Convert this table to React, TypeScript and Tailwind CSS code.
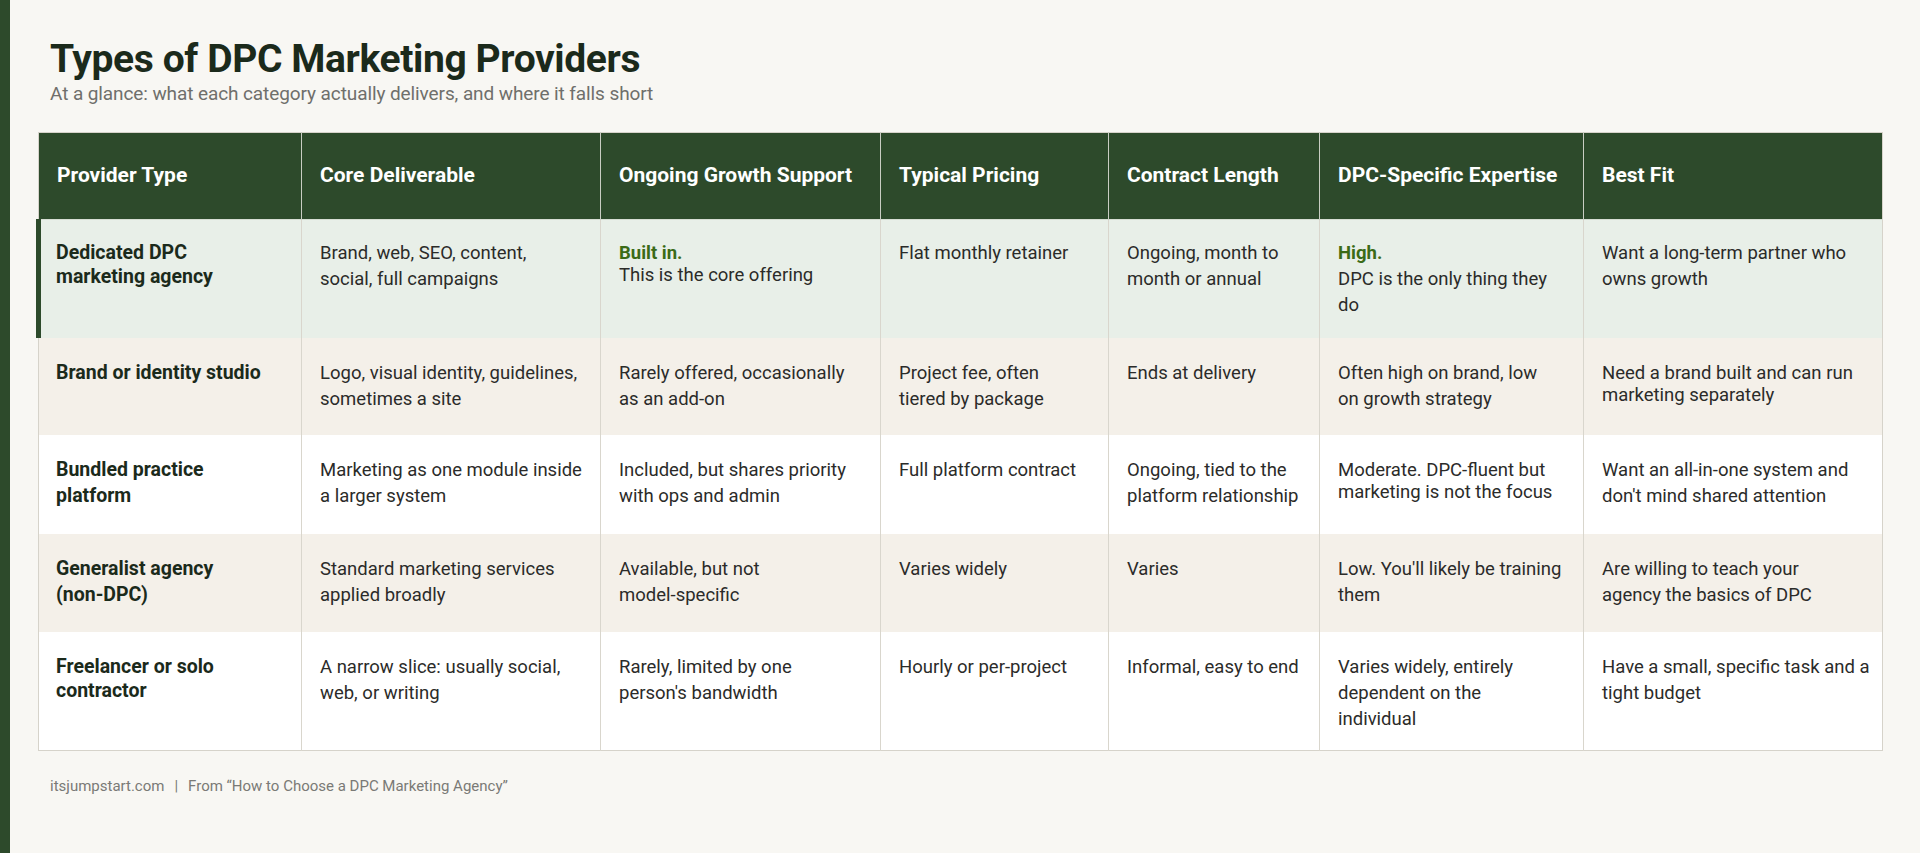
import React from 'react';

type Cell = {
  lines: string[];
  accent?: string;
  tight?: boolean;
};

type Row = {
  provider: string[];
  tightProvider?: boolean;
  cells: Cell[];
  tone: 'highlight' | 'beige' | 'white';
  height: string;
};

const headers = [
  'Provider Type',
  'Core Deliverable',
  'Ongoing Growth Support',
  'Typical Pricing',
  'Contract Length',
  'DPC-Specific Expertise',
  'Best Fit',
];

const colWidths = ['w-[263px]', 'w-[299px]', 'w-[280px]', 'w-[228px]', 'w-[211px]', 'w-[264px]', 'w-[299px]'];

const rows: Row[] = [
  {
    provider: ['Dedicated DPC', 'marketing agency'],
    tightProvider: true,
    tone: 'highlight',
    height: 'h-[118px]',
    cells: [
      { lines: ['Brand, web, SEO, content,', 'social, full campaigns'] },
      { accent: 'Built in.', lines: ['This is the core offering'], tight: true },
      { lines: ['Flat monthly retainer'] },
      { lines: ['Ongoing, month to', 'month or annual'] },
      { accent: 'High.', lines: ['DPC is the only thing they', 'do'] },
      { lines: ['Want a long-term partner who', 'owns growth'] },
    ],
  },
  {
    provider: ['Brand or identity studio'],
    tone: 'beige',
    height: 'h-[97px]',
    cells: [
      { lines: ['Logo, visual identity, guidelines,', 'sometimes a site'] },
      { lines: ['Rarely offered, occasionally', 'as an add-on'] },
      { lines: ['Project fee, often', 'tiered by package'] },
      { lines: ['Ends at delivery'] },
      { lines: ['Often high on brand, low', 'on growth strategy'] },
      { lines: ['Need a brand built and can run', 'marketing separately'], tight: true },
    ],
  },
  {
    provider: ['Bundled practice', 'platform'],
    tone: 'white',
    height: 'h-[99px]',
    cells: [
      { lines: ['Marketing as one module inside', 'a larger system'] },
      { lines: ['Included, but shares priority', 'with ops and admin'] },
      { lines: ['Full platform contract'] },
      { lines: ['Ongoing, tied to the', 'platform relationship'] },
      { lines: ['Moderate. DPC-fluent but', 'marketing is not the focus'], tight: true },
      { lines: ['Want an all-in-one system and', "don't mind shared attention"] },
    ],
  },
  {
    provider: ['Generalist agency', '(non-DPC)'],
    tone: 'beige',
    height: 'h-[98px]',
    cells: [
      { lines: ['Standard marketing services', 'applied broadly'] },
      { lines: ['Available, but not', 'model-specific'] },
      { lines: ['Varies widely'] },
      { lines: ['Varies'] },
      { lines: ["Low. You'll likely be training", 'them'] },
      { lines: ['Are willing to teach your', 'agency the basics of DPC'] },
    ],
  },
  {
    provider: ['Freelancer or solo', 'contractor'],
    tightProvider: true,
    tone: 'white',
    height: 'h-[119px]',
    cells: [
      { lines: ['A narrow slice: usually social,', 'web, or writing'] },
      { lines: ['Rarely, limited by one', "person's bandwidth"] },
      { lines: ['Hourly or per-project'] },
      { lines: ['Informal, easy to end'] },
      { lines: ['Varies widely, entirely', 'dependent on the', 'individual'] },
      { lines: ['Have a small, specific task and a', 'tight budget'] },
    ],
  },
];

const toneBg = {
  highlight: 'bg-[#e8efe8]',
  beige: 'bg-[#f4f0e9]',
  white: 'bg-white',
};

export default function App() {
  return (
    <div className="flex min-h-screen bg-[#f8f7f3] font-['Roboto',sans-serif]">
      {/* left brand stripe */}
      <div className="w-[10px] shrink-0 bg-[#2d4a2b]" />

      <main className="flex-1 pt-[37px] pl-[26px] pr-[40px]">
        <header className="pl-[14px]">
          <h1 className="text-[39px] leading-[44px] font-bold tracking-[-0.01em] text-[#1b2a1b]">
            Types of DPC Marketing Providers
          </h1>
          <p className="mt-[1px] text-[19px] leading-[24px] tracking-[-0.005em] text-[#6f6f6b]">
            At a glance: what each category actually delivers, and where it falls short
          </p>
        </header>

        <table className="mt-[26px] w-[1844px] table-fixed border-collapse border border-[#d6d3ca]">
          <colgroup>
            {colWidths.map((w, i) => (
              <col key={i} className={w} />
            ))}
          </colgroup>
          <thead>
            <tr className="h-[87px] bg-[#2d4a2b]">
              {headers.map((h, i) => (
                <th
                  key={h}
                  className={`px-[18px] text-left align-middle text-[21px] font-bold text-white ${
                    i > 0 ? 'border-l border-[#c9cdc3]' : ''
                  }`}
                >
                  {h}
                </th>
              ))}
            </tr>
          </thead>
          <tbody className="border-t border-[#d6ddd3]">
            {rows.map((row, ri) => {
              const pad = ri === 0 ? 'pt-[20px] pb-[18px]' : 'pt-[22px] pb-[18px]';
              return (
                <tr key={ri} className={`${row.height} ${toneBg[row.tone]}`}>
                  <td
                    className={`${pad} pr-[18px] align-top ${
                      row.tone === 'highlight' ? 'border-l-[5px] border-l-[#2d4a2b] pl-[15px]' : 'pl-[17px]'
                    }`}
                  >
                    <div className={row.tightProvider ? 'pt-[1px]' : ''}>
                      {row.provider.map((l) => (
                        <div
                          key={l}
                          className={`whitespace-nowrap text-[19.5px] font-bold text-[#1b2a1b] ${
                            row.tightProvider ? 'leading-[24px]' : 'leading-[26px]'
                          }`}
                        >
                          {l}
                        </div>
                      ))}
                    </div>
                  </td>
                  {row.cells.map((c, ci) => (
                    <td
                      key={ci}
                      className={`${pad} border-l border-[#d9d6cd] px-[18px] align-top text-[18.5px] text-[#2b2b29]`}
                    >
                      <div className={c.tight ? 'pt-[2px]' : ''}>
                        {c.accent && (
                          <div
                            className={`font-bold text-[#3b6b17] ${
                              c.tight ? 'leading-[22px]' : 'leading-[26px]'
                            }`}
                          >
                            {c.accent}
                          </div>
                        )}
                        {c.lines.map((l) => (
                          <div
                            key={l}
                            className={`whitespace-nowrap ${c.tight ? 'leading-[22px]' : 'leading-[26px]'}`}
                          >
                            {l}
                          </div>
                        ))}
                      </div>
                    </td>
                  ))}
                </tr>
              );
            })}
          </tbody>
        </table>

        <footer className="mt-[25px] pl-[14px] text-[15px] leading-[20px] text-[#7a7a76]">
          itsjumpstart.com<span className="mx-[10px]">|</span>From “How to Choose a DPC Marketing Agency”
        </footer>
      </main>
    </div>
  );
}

#####

Output all of the data exactly as it stands, minus any images.

Convert this table to React, TypeScript and Tailwind CSS code.
import React from 'react';

type Cell = {
  lines: string[];
  accent?: string;
  tight?: boolean;
};

type Row = {
  provider: string[];
  tightProvider?: boolean;
  cells: Cell[];
  tone: 'highlight' | 'beige' | 'white';
  height: string;
};

const headers = [
  'Provider Type',
  'Core Deliverable',
  'Ongoing Growth Support',
  'Typical Pricing',
  'Contract Length',
  'DPC-Specific Expertise',
  'Best Fit',
];

const colWidths = ['w-[263px]', 'w-[299px]', 'w-[280px]', 'w-[228px]', 'w-[211px]', 'w-[264px]', 'w-[299px]'];

const rows: Row[] = [
  {
    provider: ['Dedicated DPC', 'marketing agency'],
    tightProvider: true,
    tone: 'highlight',
    height: 'h-[118px]',
    cells: [
      { lines: ['Brand, web, SEO, content,', 'social, full campaigns'] },
      { accent: 'Built in.', lines: ['This is the core offering'], tight: true },
      { lines: ['Flat monthly retainer'] },
      { lines: ['Ongoing, month to', 'month or annual'] },
      { accent: 'High.', lines: ['DPC is the only thing they', 'do'] },
      { lines: ['Want a long-term partner who', 'owns growth'] },
    ],
  },
  {
    provider: ['Brand or identity studio'],
    tone: 'beige',
    height: 'h-[97px]',
    cells: [
      { lines: ['Logo, visual identity, guidelines,', 'sometimes a site'] },
      { lines: ['Rarely offered, occasionally', 'as an add-on'] },
      { lines: ['Project fee, often', 'tiered by package'] },
      { lines: ['Ends at delivery'] },
      { lines: ['Often high on brand, low', 'on growth strategy'] },
      { lines: ['Need a brand built and can run', 'marketing separately'], tight: true },
    ],
  },
  {
    provider: ['Bundled practice', 'platform'],
    tone: 'white',
    height: 'h-[99px]',
    cells: [
      { lines: ['Marketing as one module inside', 'a larger system'] },
      { lines: ['Included, but shares priority', 'with ops and admin'] },
      { lines: ['Full platform contract'] },
      { lines: ['Ongoing, tied to the', 'platform relationship'] },
      { lines: ['Moderate. DPC-fluent but', 'marketing is not the focus'], tight: true },
      { lines: ['Want an all-in-one system and', "don't mind shared attention"] },
    ],
  },
  {
    provider: ['Generalist agency', '(non-DPC)'],
    tone: 'beige',
    height: 'h-[98px]',
    cells: [
      { lines: ['Standard marketing services', 'applied broadly'] },
      { lines: ['Available, but not', 'model-specific'] },
      { lines: ['Varies widely'] },
      { lines: ['Varies'] },
      { lines: ["Low. You'll likely be training", 'them'] },
      { lines: ['Are willing to teach your', 'agency the basics of DPC'] },
    ],
  },
  {
    provider: ['Freelancer or solo', 'contractor'],
    tightProvider: true,
    tone: 'white',
    height: 'h-[119px]',
    cells: [
      { lines: ['A narrow slice: usually social,', 'web, or writing'] },
      { lines: ['Rarely, limited by one', "person's bandwidth"] },
      { lines: ['Hourly or per-project'] },
      { lines: ['Informal, easy to end'] },
      { lines: ['Varies widely, entirely', 'dependent on the', 'individual'] },
      { lines: ['Have a small, specific task and a', 'tight budget'] },
    ],
  },
];

const toneBg = {
  highlight: 'bg-[#e8efe8]',
  beige: 'bg-[#f4f0e9]',
  white: 'bg-white',
};

export default function App() {
  return (
    <div className="flex min-h-screen bg-[#f8f7f3] font-['Roboto',sans-serif]">
      {/* left brand stripe */}
      <div className="w-[10px] shrink-0 bg-[#2d4a2b]" />

      <main className="flex-1 pt-[37px] pl-[26px] pr-[40px]">
        <header className="pl-[14px]">
          <h1 className="text-[39px] leading-[44px] font-bold tracking-[-0.01em] text-[#1b2a1b]">
            Types of DPC Marketing Providers
          </h1>
          <p className="mt-[1px] text-[19px] leading-[24px] tracking-[-0.005em] text-[#6f6f6b]">
            At a glance: what each category actually delivers, and where it falls short
          </p>
        </header>

        <table className="mt-[26px] w-[1844px] table-fixed border-collapse border border-[#d6d3ca]">
          <colgroup>
            {colWidths.map((w, i) => (
              <col key={i} className={w} />
            ))}
          </colgroup>
          <thead>
            <tr className="h-[87px] bg-[#2d4a2b]">
              {headers.map((h, i) => (
                <th
                  key={h}
                  className={`px-[18px] text-left align-middle text-[21px] font-bold text-white ${
                    i > 0 ? 'border-l border-[#c9cdc3]' : ''
                  }`}
                >
                  {h}
                </th>
              ))}
            </tr>
          </thead>
          <tbody className="border-t border-[#d6ddd3]">
            {rows.map((row, ri) => {
              const pad = ri === 0 ? 'pt-[20px] pb-[18px]' : 'pt-[22px] pb-[18px]';
              return (
                <tr key={ri} className={`${row.height} ${toneBg[row.tone]}`}>
                  <td
                    className={`${pad} pr-[18px] align-top ${
                      row.tone === 'highlight' ? 'border-l-[5px] border-l-[#2d4a2b] pl-[15px]' : 'pl-[17px]'
                    }`}
                  >
                    <div className={row.tightProvider ? 'pt-[1px]' : ''}>
                      {row.provider.map((l) => (
                        <div
                          key={l}
                          className={`whitespace-nowrap text-[19.5px] font-bold text-[#1b2a1b] ${
                            row.tightProvider ? 'leading-[24px]' : 'leading-[26px]'
                          }`}
                        >
                          {l}
                        </div>
                      ))}
                    </div>
                  </td>
                  {row.cells.map((c, ci) => (
                    <td
                      key={ci}
                      className={`${pad} border-l border-[#d9d6cd] px-[18px] align-top text-[18.5px] text-[#2b2b29]`}
                    >
                      <div className={c.tight ? 'pt-[2px]' : ''}>
                        {c.accent && (
                          <div
                            className={`font-bold text-[#3b6b17] ${
                              c.tight ? 'leading-[22px]' : 'leading-[26px]'
                            }`}
                          >
                            {c.accent}
                          </div>
                        )}
                        {c.lines.map((l) => (
                          <div
                            key={l}
                            className={`whitespace-nowrap ${c.tight ? 'leading-[22px]' : 'leading-[26px]'}`}
                          >
                            {l}
                          </div>
                        ))}
                      </div>
                    </td>
                  ))}
                </tr>
              );
            })}
          </tbody>
        </table>

        <footer className="mt-[25px] pl-[14px] text-[15px] leading-[20px] text-[#7a7a76]">
          itsjumpstart.com<span className="mx-[10px]">|</span>From “How to Choose a DPC Marketing Agency”
        </footer>
      </main>
    </div>
  );
}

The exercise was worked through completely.